One of the best parts of working for Handwoven is getting to know and learn from Interweave and Long Thread Media founder Linda Ligon. For all of you not so lucky to have a direct line to Linda, we thought it would be fun to publish some of her essays on the web. This first one comes from the March/April 1994 issue of Handwoven. ~Christina
I try to keep up, I really do. I've listened to the rap music, scrutinized the grunge, tried to make sense of My Cousin, My Gastroenterologist. When one of my sons gave the other some "alternative" comic books for Christmas, I dutifully read one and struggled to find the humor in a beerguzzling, foul-mouthed third grade dropout in a pointy hat whose conversation consists largely of "I hate you" and "Eat some paste."
It actually was pretty funny, in an existential way, and a line from one panel stuck in the back of my mind—a bit of nonsense waiting for a meaning: "This is how I go when I go like this." This loony mantra had me doing little shuffle dances around the kitchen, striking slightly odd poses while waiting to cross the street at traffic lights, and engaging in various other regressive motor behaviors for several weeks (when no one was looking).

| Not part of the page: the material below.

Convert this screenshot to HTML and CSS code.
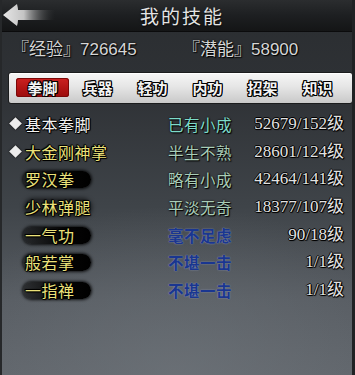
FILE: index.html
```html
<!DOCTYPE html>
<html lang="zh">
<head>
<meta charset="utf-8">
<title>我的技能</title>
<link rel="stylesheet" href="styles.css">
</head>
<body>
<div class="screen">
  <header class="topbar">
    <svg class="back" width="52" height="22" viewBox="0 0 52 22" aria-hidden="true">
      <defs>
        <linearGradient id="ag" x1="0" y1="0" x2="1" y2="0">
          <stop offset="0" stop-color="#e6e6e6"/>
          <stop offset="0.4" stop-color="#c4c4c4"/>
          <stop offset="1" stop-color="#3a3c3e" stop-opacity="0"/>
        </linearGradient>
      </defs>
      <path d="M0 11 L14 0 Q15 4 15 6 L52 6 L52 16 L15 16 Q15 18 14 22 Z" fill="url(#ag)"/>
    </svg>
    <h1 class="title">我的技能</h1>
  </header>

  <div class="stats">
    <span class="stat">『经验』726645</span>
    <span class="stat">『潜能』58900</span>
  </div>

  <nav class="tabs">
    <span class="tab active">拳脚</span>
    <span class="tab">兵器</span>
    <span class="tab">轻功</span>
    <span class="tab">内功</span>
    <span class="tab">招架</span>
    <span class="tab">知识</span>
  </nav>

  <ul class="skills">
    <li class="skill">
      <span class="mark"><i class="diamond"></i></span>
      <span class="name name-basic">基本拳脚</span>
      <span class="status s-teal">已有小成</span>
      <span class="level">52679/152级</span>
    </li>
    <li class="skill">
      <span class="mark"><i class="diamond"></i></span>
      <span class="name">大金刚神掌</span>
      <span class="status s-sage">半生不熟</span>
      <span class="level">28601/124级</span>
    </li>
    <li class="skill">
      <span class="mark"></span>
      <span class="name"><b class="blob">罗汉拳</b></span>
      <span class="status s-sage">略有小成</span>
      <span class="level">42464/141级</span>
    </li>
    <li class="skill">
      <span class="mark"></span>
      <span class="name"><b class="halo">少林弹腿</b></span>
      <span class="status s-sage">平淡无奇</span>
      <span class="level">18377/107级</span>
    </li>
    <li class="skill">
      <span class="mark"></span>
      <span class="name"><b class="blob">一气功</b></span>
      <span class="status s-blue">毫不足虑</span>
      <span class="level">90/18级</span>
    </li>
    <li class="skill">
      <span class="mark"></span>
      <span class="name"><b class="blob">般若掌</b></span>
      <span class="status s-blue">不堪一击</span>
      <span class="level">1/1级</span>
    </li>
    <li class="skill">
      <span class="mark"></span>
      <span class="name"><b class="blob">一指禅</b></span>
      <span class="status s-blue">不堪一击</span>
      <span class="level">1/1级</span>
    </li>
  </ul>
</div>
</body>
</html>
```

FILE: styles.css
```css
* { box-sizing: border-box; }

html, body {
  margin: 0;
  padding: 0;
  background: #2b2e31;
}

.screen {
  width: 355px;
  height: 375px;
  overflow: hidden;
  font-family: "Noto Sans CJK SC", "Noto Sans", sans-serif;
  background:
    radial-gradient(ellipse 70% 45% at 50% 100%, rgba(112,118,124,0.6), rgba(112,118,124,0) 100%),
    linear-gradient(180deg, #2a2d30 0%, #2f3236 25%, #3f4449 55%, #575c62 80%, #60656b 100%);
  border-right: 3px solid #202224;
  border-left: 2px solid #26282a;
}

/* ---------- header ---------- */
.topbar {
  height: 32px;
  display: flex;
  align-items: center;
  background: linear-gradient(180deg, #2b2d2f 0%, #1d1f21 50%, #141516 100%);
  border-bottom: 1px solid #0b0b0c;
  margin-left: -2px;
  margin-right: -3px;
  padding-left: 3px;
}

.back {
  flex: none;
  display: block;
  margin-top: -1px;
}

.title {
  flex: 1;
  margin: 0;
  padding-right: 46px;
  text-align: center;
  font-size: 19px;
  font-weight: 400;
  letter-spacing: 2px;
  color: #e4e4e4;
  line-height: 31px;
  text-shadow: 0 1px 2px #000;
}

/* ---------- stats ---------- */
.stats {
  display: grid;
  grid-template-columns: 171px 1fr;
  padding: 8px 0 0 10px;
  height: 40px;
}

.stat {
  font-family: "Liberation Sans", "Noto Sans CJK SC", sans-serif;
  font-size: 17px;
  line-height: 20px;
  color: #d6d6d6;
  text-shadow: 0 0 2px #000, 1px 1px 1px #000;
  white-space: nowrap;
}

/* ---------- tabs ---------- */
.tabs {
  display: flex;
  height: 32px;
  margin: 0 -1px 0 6px;
  padding: 5px 0 0 6px;
  border: 1px solid #1b1c1d;
  border-radius: 3px;
  background: linear-gradient(180deg, #f6f6f6 0%, #e6e6e6 45%, #c9c9c9 100%);
  box-shadow: inset 0 1px 0 #fff;
}

.tab {
  width: 53px;
  margin: 0 1px;
  height: 19px;
  text-align: center;
  font-size: 15px;
  font-weight: 700;
  line-height: 19px;
  color: #f4f4f4;
  text-shadow:
    1px 0 0 #000, -1px 0 0 #000, 0 1px 0 #000, 0 -1px 0 #000,
    1px 1px 0 #000, -1px -1px 0 #000, 1px -1px 0 #000, -1px 1px 0 #000;
}

.tab.active {
  border-radius: 3px;
  background: linear-gradient(180deg, #cc2222 0%, #b21414 55%, #9a0c0c 100%);
  box-shadow: inset 0 0 0 1px #7a0808;
}

/* ---------- skill list ---------- */
.skills {
  list-style: none;
  margin: 6px 0 0 0;
  padding: 0;
}

.skill {
  display: grid;
  grid-template-columns: 20px 143px 82px 1fr;
  align-items: center;
  height: 27.7px;
  padding: 0 8px 0 3px;
}

.mark {
  display: flex;
  justify-content: center;
  align-items: center;
}

.diamond {
  display: block;
  width: 9px;
  height: 9px;
  background: #ececec;
  transform: rotate(45deg);
  box-shadow: 0 0 2px #000;
}

.name {
  font-size: 16px;
  line-height: 20px;
  letter-spacing: 0.5px;
  color: #ece27a;
  white-space: nowrap;
  text-shadow:
    1px 0 0 #000, -1px 0 0 #000, 0 1px 0 #000, 0 -1px 0 #000,
    1px 1px 1px #000, -1px -1px 1px #000;
}

.name-basic {
  color: #f2f2f2;
}

.name b {
  font-weight: 400;
  display: inline-block;
}

.blob {
  width: 68px;
  margin-left: -2px;
  padding-left: 2px;
  height: 17px;
  line-height: 17px;
  border-radius: 9px;
  background: linear-gradient(90deg, rgba(10,10,10,0.55) 0%, #050505 60%, #000 100%);
  box-shadow: 0 0 3px 1px rgba(0,0,0,0.8);
}

.halo {
  height: 17px;
  line-height: 17px;
  border-radius: 8px;
  background: rgba(0,0,0,0.45);
  box-shadow: 0 0 4px 1px rgba(0,0,0,0.55);
}

.status {
  font-size: 15.5px;
  line-height: 20px;
  letter-spacing: 0.5px;
  white-space: nowrap;
  text-shadow: 0 0 2px #000, 1px 1px 1px #000;
}

.s-teal { color: #7edcca; }
.s-sage { color: #a9cdb7; }
.s-blue {
  color: #1a3690;
  font-weight: 700;
  text-shadow: 0 0 2px rgba(150,170,215,0.5), 0 0 1px rgba(180,195,230,0.45);
}

.level {
  text-align: right;
  font-family: "Liberation Serif", "Noto Sans CJK SC", serif;
  font-size: 17px;
  line-height: 20px;
  color: #e2e2e2;
  white-space: nowrap;
  text-shadow:
    1px 0 0 #000, -1px 0 0 #000, 0 1px 0 #000, 0 -1px 0 #000,
    1px 1px 1px #000;
}
```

And at some point I began to "get it."
Like when I tried to teach my daughter over the telephone how to make pie crust. The easy parts to tell, such as how much flour and how much shortening, are almost beside the point. The steps that make all the difference—when you've cut the ingredients together sufficiently, how much water to add depending on the relative humidity, how firmly to gather the dough together, how to do the feathery little strokes with the rolling pin—these do not yield easily to language. Your hands and eyes learn from the ingredients how they should feel, how they should look. Or else you learn while watching your mother, who will tell you in essence, "This is how you go when you go like this."
The gentleman who cuts my hair learned his craft in Europe as an apprentice, not in a beauty school, and the first three months of his study consisted of keeping his mouth shut and watching. Then he was given a pair of scissors and told to do a haircut, perfectly, "or else." You don't discuss your haircut with this fellow, and you don't always like the one you get, but you can be sure it is precisely crafted. His hands know the job, and they learned it from his eyes.

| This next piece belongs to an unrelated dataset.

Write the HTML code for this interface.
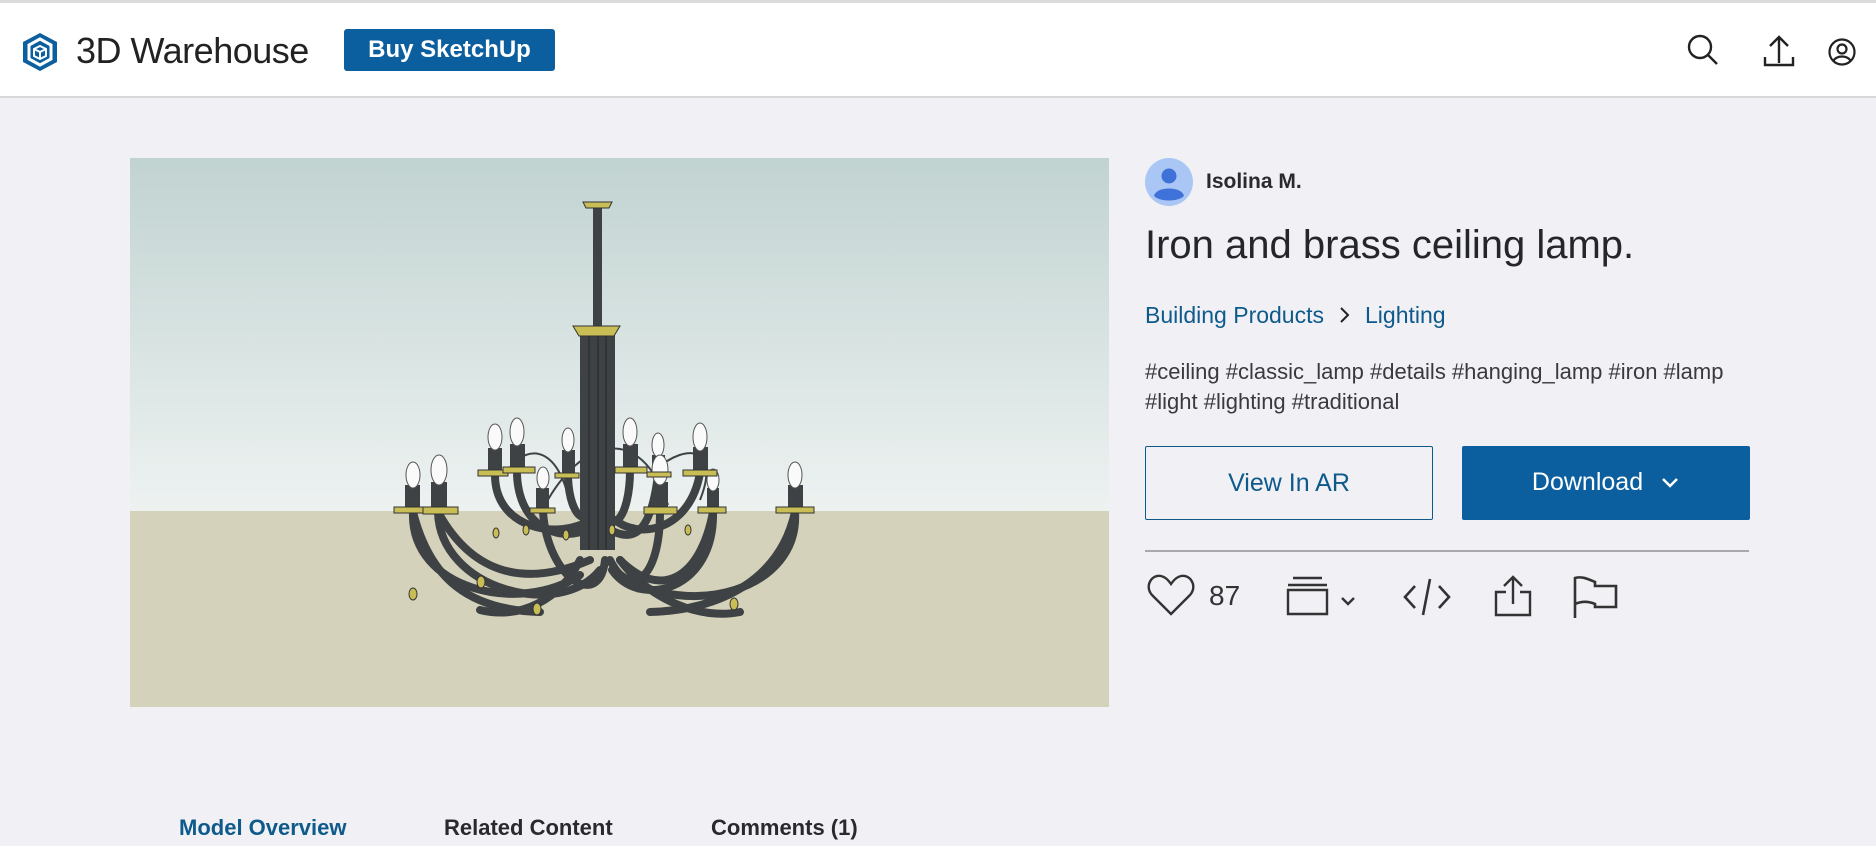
<!DOCTYPE html>
<html><head><meta charset="utf-8"><style>
*{margin:0;padding:0;box-sizing:border-box}
body{width:1876px;height:846px;overflow:hidden;background:#f0f0f5;font-family:"Liberation Sans",sans-serif;color:#2a2a2e;position:relative}
.hdr{position:absolute;left:0;top:0;width:1876px;height:98px;background:#fff;border-top:3px solid #dcdcdc;border-bottom:2px solid #d8d8d8}
.abs{position:absolute}
.logo-t{left:76px;top:27px;font-size:36px;color:#222;letter-spacing:-0.5px}
.buy{left:344px;top:26px;width:211px;height:42px;background:#0b5f9e;border-radius:3px;color:#fff;font-weight:bold;font-size:24px;text-align:center;line-height:42px}
.img{left:130px;top:158px;width:979px;height:549px;overflow:hidden}
.blue{color:#0e5a8a}
.btn{top:446px;width:288px;height:74px;font-size:25px;text-align:center;line-height:72px}
.tab{top:815px;font-size:22px;font-weight:bold}
</style></head><body>
<div class="hdr">
<svg class="abs" style="left:20px;top:28px" width="40" height="42" viewBox="0 0 40 42"><path d="M20 2 L37 11 V31 L20 40 L3 31 V11 Z" fill="#0b5f9e"/><path d="M20 8 L31 14 V28 L20 34 L9 28 V14 Z" fill="none" stroke="#fff" stroke-width="3"/><path d="M20 15 L26 18 V25 L20 28 L14 25 V18 Z M14 18 L20 21 L26 18 M20 21 V28" fill="none" stroke="#fff" stroke-width="2"/></svg>
<div class="abs logo-t">3D Warehouse</div>
<div class="abs buy">Buy SketchUp</div>
<svg class="abs" style="left:1685px;top:29px" width="36" height="36" viewBox="0 0 36 36" fill="none" stroke="#222" stroke-width="2.4"><circle cx="15" cy="15" r="11"/><path d="M23 23 L32 32"/></svg>
<svg class="abs" style="left:1762px;top:30px" width="34" height="36" viewBox="0 0 34 36" fill="none" stroke="#222" stroke-width="2.4"><path d="M17 30 V5 M8 13 L17 4 L26 13 M3 24 V32 H31 V24"/></svg>
<svg class="abs" style="left:1827px;top:34px" width="30" height="30" viewBox="0 0 30 30" fill="none" stroke="#222" stroke-width="2.2"><circle cx="15" cy="15" r="12.5"/><circle cx="15" cy="12" r="4.5"/><path d="M6.5 24 C9 18 21 18 23.5 24"/></svg>
</div>

<div class="abs img" style="background:linear-gradient(#c1d3d1 0%,#edf2f1 64%)">
<div class="abs" style="left:0;top:353px;width:979px;height:196px;background:#d5d2bb"></div>
<svg class="abs" style="left:0;top:0" width="979" height="549" viewBox="130 158 979 549">
<g fill="none" stroke="#3e4245" stroke-width="8" stroke-linecap="round">
<path d="M413 512 C410 590 520 615 580 575"/><path d="M438 512 C440 590 560 620 600 570"/>
<path d="M413 512 C430 580 470 610 540 612"/><path d="M438 512 C470 570 520 590 590 560"/>
<path d="M495 475 C495 530 560 540 590 520"/><path d="M517 475 C520 540 580 545 598 520"/>
<path d="M543 512 C548 580 600 610 605 560"/><path d="M568 478 C570 520 590 530 595 500"/>
<path d="M630 470 C630 520 610 535 605 510"/><path d="M658 475 C650 540 630 540 610 530"/>
<path d="M660 512 C660 580 630 600 610 560"/><path d="M700 473 C690 530 640 540 615 520"/>
<path d="M713 512 C715 590 640 610 612 570"/><path d="M795 512 C800 590 690 620 620 575"/>
<path d="M795 512 C780 580 720 610 650 612"/><path d="M713 512 C700 580 660 600 620 560"/>
<path d="M580 560 C560 600 520 620 480 610"/><path d="M620 560 C650 600 700 620 740 612"/>
</g>
<g fill="none" stroke="#3e4245" stroke-width="2"><path d="M508 470 C530 440 560 450 570 505"/><path d="M545 505 C580 440 640 420 668 505"/><path d="M655 470 C690 440 720 450 700 500"/></g>
<rect x="593" y="205" width="9" height="125" fill="#3e4245"/>
<rect x="580" y="330" width="35" height="220" fill="#3e4245"/>
<path d="M589 330 V550 M598 330 V550 M606 330 V550" stroke="#2c2f31" stroke-width="1.5"/>
<path d="M583 202 H612 L609 208 H586 Z" fill="#c9bd55" stroke="#333" stroke-width="1"/>
<path d="M573 326 H620 L614 336 H579 Z" fill="#c9bd55" stroke="#333" stroke-width="1"/>
<g fill="#3e4245">
<rect x="405" y="485" width="15" height="24"/><rect x="431" y="482" width="16" height="27"/><rect x="488" y="448" width="14" height="24"/><rect x="510" y="444" width="15" height="28"/><rect x="562" y="450" width="13" height="24"/><rect x="536" y="488" width="13" height="22"/><rect x="623" y="444" width="15" height="26"/><rect x="652" y="455" width="13" height="20"/><rect x="653" y="482" width="15" height="28"/><rect x="693" y="447" width="15" height="26"/><rect x="707" y="488" width="12" height="22"/><rect x="788" y="485" width="15" height="25"/>
</g>
<g fill="#fafafa" stroke="#555" stroke-width="1">
<ellipse cx="413" cy="475" rx="7" ry="13"/><ellipse cx="439" cy="470" rx="8" ry="15"/><ellipse cx="495" cy="437" rx="7" ry="13"/><ellipse cx="517" cy="432" rx="7" ry="14"/><ellipse cx="568" cy="440" rx="6" ry="12"/><ellipse cx="543" cy="478" rx="6" ry="11"/><ellipse cx="630" cy="432" rx="7" ry="14"/><ellipse cx="658" cy="445" rx="6" ry="12"/><ellipse cx="660" cy="470" rx="8" ry="15"/><ellipse cx="700" cy="437" rx="7" ry="14"/><ellipse cx="713" cy="480" rx="6" ry="11"/><ellipse cx="795" cy="475" rx="7" ry="13"/>
</g>
<g fill="#c9bd55" stroke="#333" stroke-width="1">
<rect x="394" y="507" width="38" height="6"/><rect x="423" y="507" width="35" height="7"/><rect x="478" y="470" width="30" height="6"/><rect x="503" y="467" width="32" height="6"/><rect x="555" y="473" width="24" height="5"/><rect x="530" y="508" width="25" height="5"/><rect x="615" y="467" width="32" height="6"/><rect x="647" y="472" width="24" height="5"/><rect x="644" y="507" width="33" height="7"/><rect x="683" y="470" width="34" height="6"/><rect x="698" y="507" width="28" height="6"/><rect x="776" y="507" width="38" height="6"/>
<ellipse cx="413" cy="594" rx="4" ry="6"/><ellipse cx="481" cy="582" rx="4" ry="6"/><ellipse cx="537" cy="609" rx="4" ry="6"/><ellipse cx="734" cy="604" rx="4" ry="6"/><ellipse cx="496" cy="533" rx="3" ry="5"/><ellipse cx="526" cy="530" rx="3" ry="5"/><ellipse cx="566" cy="535" rx="3" ry="5"/><ellipse cx="612" cy="530" rx="3" ry="5"/><ellipse cx="688" cy="530" rx="3" ry="5"/>
</g>
</svg>
</div>

<svg class="abs" style="left:1145px;top:158px" width="48" height="48" viewBox="0 0 48 48"><circle cx="24" cy="24" r="24" fill="#a9c6f4"/><circle cx="24" cy="18" r="7.5" fill="#3f72d9"/><path d="M9 38 C11 28 37 28 39 38 C33 44 15 44 9 38Z" fill="#3f72d9"/></svg>
<div class="abs" style="left:1206px;top:170px;font-size:21px;font-weight:bold">Isolina M.</div>
<div class="abs" style="left:1145px;top:223px;font-size:40px;color:#25262a">Iron and brass ceiling lamp.</div>
<div class="abs blue" style="left:1145px;top:302px;font-size:23px">Building Products</div>
<svg class="abs" style="left:1337px;top:305px" width="14" height="20" viewBox="0 0 14 20" fill="none" stroke="#222" stroke-width="2"><path d="M4 3 L11 10 L4 17"/></svg>
<div class="abs blue" style="left:1365px;top:302px;font-size:23px">Lighting</div>
<div class="abs" style="left:1145px;top:357px;font-size:22px;line-height:30px;color:#3a3a3e;width:640px">#ceiling #classic_lamp #details #hanging_lamp #iron #lamp<br>#light #lighting #traditional</div>
<div class="abs btn blue" style="left:1145px;border:1.5px solid #0e5a8a;border-radius:2px">View In AR</div>
<div class="abs btn" style="left:1462px;background:#0b5f9e;color:#fff;border-radius:2px">Download <svg width="20" height="14" viewBox="0 0 20 14" style="margin-left:10px" fill="none" stroke="#fff" stroke-width="2.5"><path d="M3 3 L10 10 L17 3"/></svg></div>
<div class="abs" style="left:1145px;top:550px;width:604px;height:2px;background:#a9a9ad"></div>
<svg class="abs" style="left:1146px;top:572px" width="50" height="46" viewBox="0 0 50 46" fill="none" stroke="#333" stroke-width="2.4"><path d="M25 42 L6 23 C-2 14 6 2 15 4 C20 5 23 9 25 12 C27 9 30 5 35 4 C44 2 52 14 44 23 Z"/></svg>
<div class="abs" style="left:1209px;top:580px;font-size:28px;color:#333">87</div>
<svg class="abs" style="left:1286px;top:576px" width="76" height="40" viewBox="0 0 76 40" fill="none" stroke="#333" stroke-width="2.4"><path d="M7 2 H36 M2 9 H41 M2 14 H41 V38 H2 Z M56 22 L62 28 L68 22"/></svg>
<svg class="abs" style="left:1402px;top:576px" width="50" height="42" viewBox="0 0 50 42" fill="none" stroke="#333" stroke-width="2.6"><path d="M13 10 L3 21 L13 32 M37 10 L47 21 L37 32 M28 3 L21 39"/></svg>
<svg class="abs" style="left:1493px;top:574px" width="40" height="44" viewBox="0 0 40 44" fill="none" stroke="#333" stroke-width="2.4"><path d="M20 30 V4 M11 12 L20 3 L29 12 M13 18 H3 V41 H37 V18 H27"/></svg>
<svg class="abs" style="left:1572px;top:574px" width="48" height="46" viewBox="0 0 48 46" fill="none" stroke="#333" stroke-width="2.6"><path d="M3 44 V4 C10 2 16 5 23 8 V12 H44 V33 H23 V30 C16 27 10 27 3 30"/></svg>
<div class="abs tab blue" style="left:179px">Model Overview</div>
<div class="abs tab" style="left:444px">Related Content</div>
<div class="abs tab" style="left:711px">Comments (1)</div>
</body></html>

I worked at spinning cotton with a charkha off and on for years with unsatisfactory results. I had read all about the fiber and the amount of twist necessary to make a sound yarn, and I understood the mechanics of my little spindle wheel. But my yarn was consistently inconsistent, with soft spots and over-twisted kinks, until a great spinning teacher literally took hold of my wrist and gave it a little flip at the end of a draw while the twist ran into the yarn.
She could not have told me in words how to do this. My wrist learned from her hand; it was that subtle and that direct, and it made all the difference. Deborah Chandler (author of Learning to Weave) and I have been working together on a revised edition of her book to celebrate its tenth year in print. A major part of the work is the addition of a chapter on warping from back to front, and in trying to distill a general method to present, Deborah has talked with a lot of different weavers and watched them perform this basic task. The obvious steps are easy to quantify and write down—but not the small fleeting motions, the ones a weaver doesn't even know she's doing, that make the difference between a smooth, speedy process and a clumsy one, between a good warp and a troublesome one. So how do you convey those subtleties in print? It boils down to "This is how you go when you go like this."
Of course, much about spinning and weaving can be measured, recorded, and followed like a recipe: threading and treadling sequences, ends and picks per inch, grist, twists per inch, yards per pound. But those elements alone don't make great yarn or great cloth. It's the hand skills, the eye-hand response to the materials, the touch that set excellent handmade yarns and fabrics apart from machine-made ones. And learning those skills—when to stop fulling a handwoven fabric, how taut a closely set linen warp should feel when you pat it, how much resistance you exercise before letting a given spun fiber wind on the bobbin—are all very particular to the job at hand, and all highly self-referential.
I don't think the artist who created our obnoxious young character had any of this in mind when he wrote his catchy little conundrum. But it fits, don't you think?